What is it about Luna, the band, that makes those recordings so distinct?
Well, first there are the songs we wrote together. Without Justin, there’s no “Tiger Lily” or “Chinatown.” Without Sean, there’s no “Sideshow by the Seashore.” But, I suppose what defines Luna is the twin-guitar aspect of the band; the way Sean and I play together or play off each other. And a shared sensibility we all have. I think that, before I ever open my mouth to sing, you can tell it’s Luna. Through the years, there were so many lazy reviews that said we sound like a certain New York band from the sixties, which I don’t buy at all. And look at the '90s—where one grunge band often sounded like a copy of the next—at least we were doing our own thing.

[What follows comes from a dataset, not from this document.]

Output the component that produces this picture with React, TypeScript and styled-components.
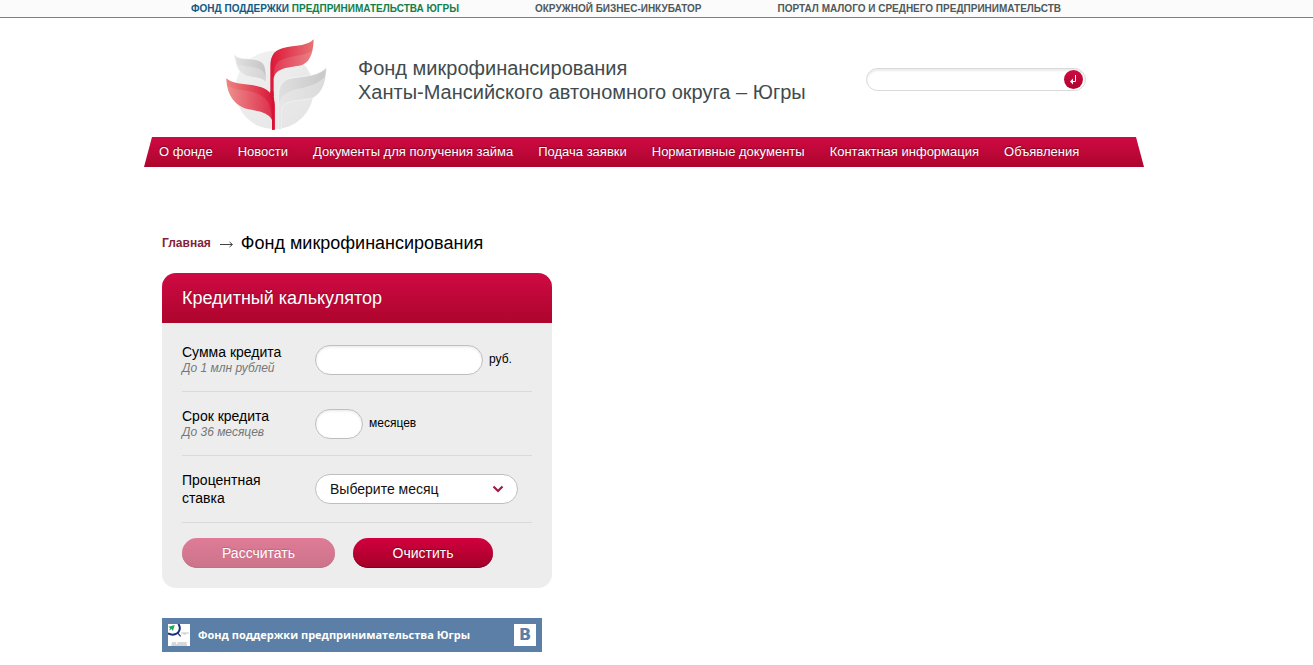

I think of Brian DePalma; in his early career there was that lazy criticism that his movies were too Hitchcockian. But to look now—even though, yes, you acknowledge elements of Hitchcock—it’s so DePalma. Those criticisms are irrelevant now. I feel that way about Luna; yes, of course I hear the influences, but it sounds like Luna. "Kicking & Screaming" screened at BAM recently, and my brother Nico commented afterwards that it felt like the '90s (not negatively, mind you!). Do you have that feeling with Luna, when you look back, that it sounds like the '90s?
Hmmm. I don’t think our recordings sound like the '90s—though, they sure don’t sound like the '80s. But if I look at press photos, at the style of the photographs themselves, but also at what we are wearing, then it looks a bit like the '90s; the backwards baseball cap and baggy T-shirts, the loose-fitting jeans. But, hey, that’s the only kind of jeans they had back then.
Interview conducted in March 2015 in New York City; edited by Tim Woulfe.